- [EXERCISE REQUIREMENTS]: From the listing below, pull out all lines with "this" in them.

- [AVAILABLE DATA]:

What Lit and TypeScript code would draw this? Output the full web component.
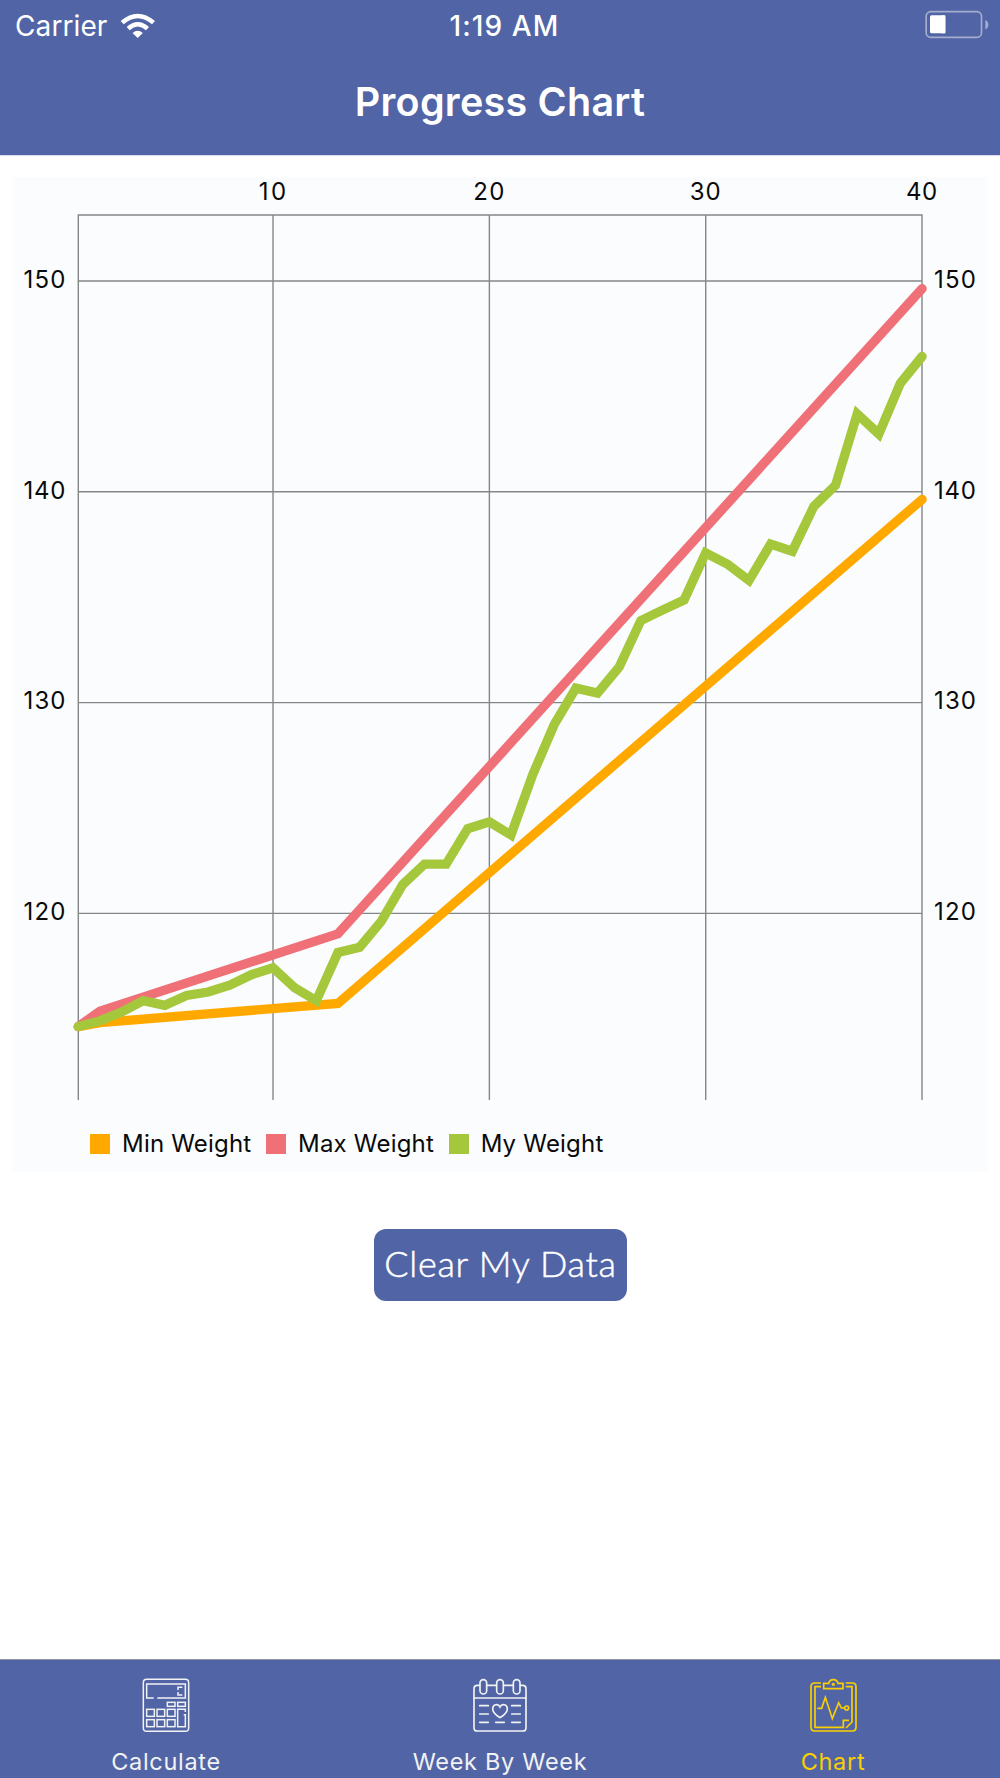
import { LitElement, html, svg, css } from "lit";
import { customElement, property } from "lit/decorators.js";

const FONT = css`"Inter", "Liberation Sans", sans-serif`;

@customElement("status-bar")
class StatusBar extends LitElement {
  static styles = css`
    :host {
      display: grid;
      grid-template-columns: 1fr auto 1fr;
      align-items: center;
      height: 50px;
      padding: 0 11px 0 15px;
      font-family: ${FONT};
      font-size: 28px;
      line-height: 50px;
      color: #fff;
    }
    .left {
      display: flex;
      align-items: center;
    }
    .carrier {
      padding-top: 1px;
      letter-spacing: 0.1px;
      width: 105px;
      white-space: nowrap;
    }
    .time {
      padding: 1px 0 0 5px;
      font-weight: 500;
      letter-spacing: 1.1px;
    }
    .right {
      display: flex;
      justify-content: flex-end;
      padding-bottom: 2px;
    }
    svg {
      display: block;
    }
  `;
  render() {
    return html`
      <div class="left">
        <span class="carrier">Carrier</span>
        <svg width="36" height="26" viewBox="360 34 108 78" fill="#fff">
          <path d="M413 109 L397.500 94 Q413 80 428.500 94Z" />
          <path d="M380 76 Q413 46 447 76 L438 85.500 Q413 64 389 85.500Z" />
          <path d="M362 58 Q413 14 465 58 L456 68 Q413 31 371 68Z" />
        </svg>
      </div>
      <span class="time">1:19 AM</span>
      <div class="right">
        <svg width="64" height="29" viewBox="194 29 192 87">
          <rect x="197.500" y="34" width="166" height="77" rx="14" fill="none" stroke="#a3add0" stroke-width="5" />
          <rect x="209" y="45" width="46" height="54" rx="5" fill="#fff" />
          <rect x="244" y="45" width="11" height="54" fill="#fff" />
          <path d="M375 59 Q384 63 384 73 Q384 83 375 87Z" fill="#a3add0" />
        </svg>
      </div>
    `;
  }
}

type Series = { name: string; color: string; points: [number, number][] };

const xAt = (week: number) => 78.3 + (week - 1) * 21.635;
const yAt = (weight: number) => 281 + (150 - weight) * 21.08;

const MY_WEIGHT = [
  114.63, 114.9, 115.32, 115.86, 115.64, 116.11, 116.27, 116.6, 117.09, 117.42,
  116.47, 115.86, 118.14, 118.39, 119.62, 121.37, 122.34, 122.34, 124.02, 124.34,
  123.72, 126.57, 128.97, 130.69, 130.45, 131.69, 133.89, 134.39, 134.87, 137.1,
  136.57, 135.79, 137.52, 137.18, 139.31, 140.31, 143.69, 142.74, 145.15, 146.42,
];

const SERIES: Series[] = [
  {
    name: "Min Weight",
    color: "#ffa900",
    points: [[1, 114.63], [2, 114.82], [13, 115.73], [40, 139.64]],
  },
  {
    name: "Max Weight",
    color: "#f07078",
    points: [[1, 114.63], [2, 115.36], [13, 119.03], [40, 149.64]],
  },
  {
    name: "My Weight",
    color: "#a5c73b",
    points: MY_WEIGHT.map((w, i): [number, number] => [i + 1, w]),
  },
];

@customElement("progress-chart")
class ProgressChart extends LitElement {
  static styles = css`
    :host {
      display: flex;
      flex-direction: column;
      height: 995px;
      background: #fafcfe;
      font-family: ${FONT};
      color: #0a0a0a;
    }
    svg {
      display: block;
      flex: none;
    }
    .grid {
      stroke: #858687;
      stroke-width: 1.4;
      fill: none;
    }
    .axis {
      font-size: 24px;
      fill: #0a0a0a;
    }
    .series {
      fill: none;
      stroke-width: 9.3;
      stroke-linecap: round;
      stroke-linejoin: miter;
    }
    .legend {
      display: flex;
      align-items: center;
      padding: 0 0 0 78px;
      height: 36px;
      font-size: 24px;
      line-height: 36px;
      white-space: nowrap;
    }
    .item {
      display: flex;
      align-items: center;
      gap: 12px;
      margin-right: 14.6px;
      letter-spacing: 0.2px;
    }
    .swatch {
      width: 20px;
      height: 20px;
    }
  `;
  render() {
    const weeks = [10, 20, 30, 40];
    const weights = [150, 140, 130, 120];
    return html`
      <svg width="976" height="949" viewBox="12 177 976 949">
        <path class="grid" d="M78.300 1100V215H922V1100" />
        ${weeks.map(
          (w) => svg`
            ${w < 40 ? svg`<path class="grid" d="M${xAt(w)} 215V1100" />` : null}
            <text class="axis" x=${xAt(w) - 0.5} y="200" text-anchor="middle" textLength=${w === 10 ? 27.5 : 31}>${w}</text>`
        )}
        ${weights.map(
          (w) => svg`
            <path class="grid" d="M78.300 ${yAt(w)}H922" />
            <text class="axis" x="65.500" y=${yAt(w) + 6.7} text-anchor="end" textLength="42">${w}</text>
            <text class="axis" x="934" y=${yAt(w) + 6.7} textLength="42">${w}</text>`
        )}
        ${SERIES.map(
          (s) => svg`<polyline class="series" stroke=${s.color}
            points=${s.points.map(([x, y]) => `${xAt(x).toFixed(1)},${yAt(y).toFixed(1)}`).join(" ")} />`
        )}
      </svg>
      <div class="legend">
        ${SERIES.map(
          (s) => html`<div class="item">
            <span class="swatch" style="background:${s.color}"></span><span>${s.name}</span>
          </div>`
        )}
      </div>
    `;
  }
}

const calculatorIcon = html`<svg width="48" height="55" viewBox="156 84 144 165" fill="none" stroke="currentColor" stroke-width="4.500">
  <rect x="160" y="88" width="136" height="156" rx="10" />
  <path d="M191 144H170V102H286V144H202" />
  <path d="M277 112H264V120M264 126V135H277" />
  <rect x="232" y="157" width="23" height="12" />
  <rect x="263" y="157" width="23" height="12" />
  <path d="M286 186V178H263V230H286V194H281" />
  <rect x="170" y="178" width="23" height="21" />
  <rect x="201" y="178" width="23" height="21" />
  <rect x="232" y="178" width="23" height="21" />
  <rect x="170" y="209" width="23" height="21" />
  <rect x="201" y="209" width="23" height="21" />
  <rect x="232" y="209" width="23" height="21" />
</svg>`;

const calendarIcon = html`<svg width="56" height="55" viewBox="216 84 168 165" fill="none" stroke="currentColor" stroke-width="5" stroke-linecap="round">
  <path d="M239 106H232Q222 106 222 116V233Q222 243 232 243H368Q378 243 378 233V116Q378 106 368 106H361M261 106H289M311 106H339" />
  <path d="M222 144H378" />
  <rect x="240" y="89" width="20" height="43" rx="10" />
  <rect x="290" y="89" width="20" height="43" rx="10" />
  <rect x="340" y="89" width="20" height="43" rx="10" />
  <path d="M300 203C291 197 278 190 278 177C278 162 295 160 300 171C305 160 322 162 322 177C322 190 309 197 300 203Z" />
  <path d="M239 167H265M239 192H265M239 217H265M335 167H361M335 192H361M335 217H361M287 217H313" />
</svg>`;

const clipboardIcon = html`<svg width="48" height="55" viewBox="87 84 144 165" fill="none" stroke="currentColor" stroke-width="5">
  <path d="M123 99H104Q93 99 93 110V232Q93 243 104 243H217Q228 243 228 232V110Q228 99 217 99H197" />
  <path d="M123 110H105V232H190V211H207M197 110H216V216L198 234" />
  <path d="M131 116V100H146Q149 89 160 89Q171 89 174 100H189V116Z" />
  <circle cx="160" cy="103" r="5" fill="currentColor" stroke="none" />
  <path d="M112 175H125L136 142L157 206L176 158L184 174H193" />
  <circle cx="200" cy="174" r="6" />
</svg>`;

@customElement("tab-item")
class TabItem extends LitElement {
  @property() label = "";
  @property({ attribute: false }) icon: unknown = null;
  static styles = css`
    :host {
      display: flex;
      flex-direction: column;
      align-items: center;
      padding-top: 18px;
      font-family: ${FONT};
    }
    .icon svg {
      display: block;
    }
    .label {
      margin-top: 13px;
      font-size: 23.5px;
      line-height: 32px;
      letter-spacing: 0.7px;
      white-space: nowrap;
    }
  `;
  render() {
    return html`<div class="icon">${this.icon}</div><div class="label">${this.label}</div>`;
  }
}

@customElement("app-root")
class AppRoot extends LitElement {
  static styles = css`
    :host {
      display: flex;
      flex-direction: column;
      width: 1000px;
      height: 1778px;
      background: #fff;
      font-family: ${FONT};
    }
    .header {
      flex: none;
      height: 155px;
      background: #5164a5;
      border-bottom: 1px solid #d9dceb;
    }
    .title {
      margin: 0;
      padding-top: 24px;
      font-size: 39.5px;
      line-height: 56px;
      font-weight: 600;
      letter-spacing: 0.25px;
      text-align: center;
      color: #fff;
    }
    .content {
      flex: 1;
      display: flex;
      flex-direction: column;
      align-items: center;
      padding: 21px 12px 0;
    }
    progress-chart {
      align-self: stretch;
    }
    .clear {
      margin: 57px 0 0 1px;
      width: 253px;
      height: 72px;
      padding: 0 0 4px;
      border: 0;
      border-radius: 12px;
      background: #5164a5;
      color: #fff;
      font-family: "Lato", "Open Sans", sans-serif;
      font-weight: 300;
      font-size: 36px;
      line-height: 68px;
      letter-spacing: 0.7px;
      -webkit-text-stroke: 0.5px #fff;
      white-space: nowrap;
    }
    .tabs {
      flex: none;
      display: grid;
      grid-template-columns: 332px 336px 332px;
      box-sizing: border-box;
      height: 119px;
      border-top: 1px solid #8e939f;
      background: #5164a5;
    }
    .tab {
      color: #f1f2f4;
    }
    .active {
      color: #fad000;
    }
    .tab:last-child {
      margin-right: 2px;
    }
  `;
  render() {
    return html`
      <div class="header">
        <status-bar></status-bar>
        <h1 class="title">Progress Chart</h1>
      </div>
      <div class="content">
        <progress-chart></progress-chart>
        <button class="clear">Clear My Data</button>
      </div>
      <div class="tabs">
        <tab-item class="tab" label="Calculate" .icon=${calculatorIcon}></tab-item>
        <tab-item class="tab" label="Week By Week" .icon=${calendarIcon}></tab-item>
        <tab-item class="tab active" label="Chart" .icon=${clipboardIcon}></tab-item>
      </div>
    `;
  }
}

- [SOLVED EXERCISE]:
What Lit and TypeScript code would draw this? Output the full web component.
    return html`<div class="icon">${this.icon}</div><div class="label">${this.label}</div>`;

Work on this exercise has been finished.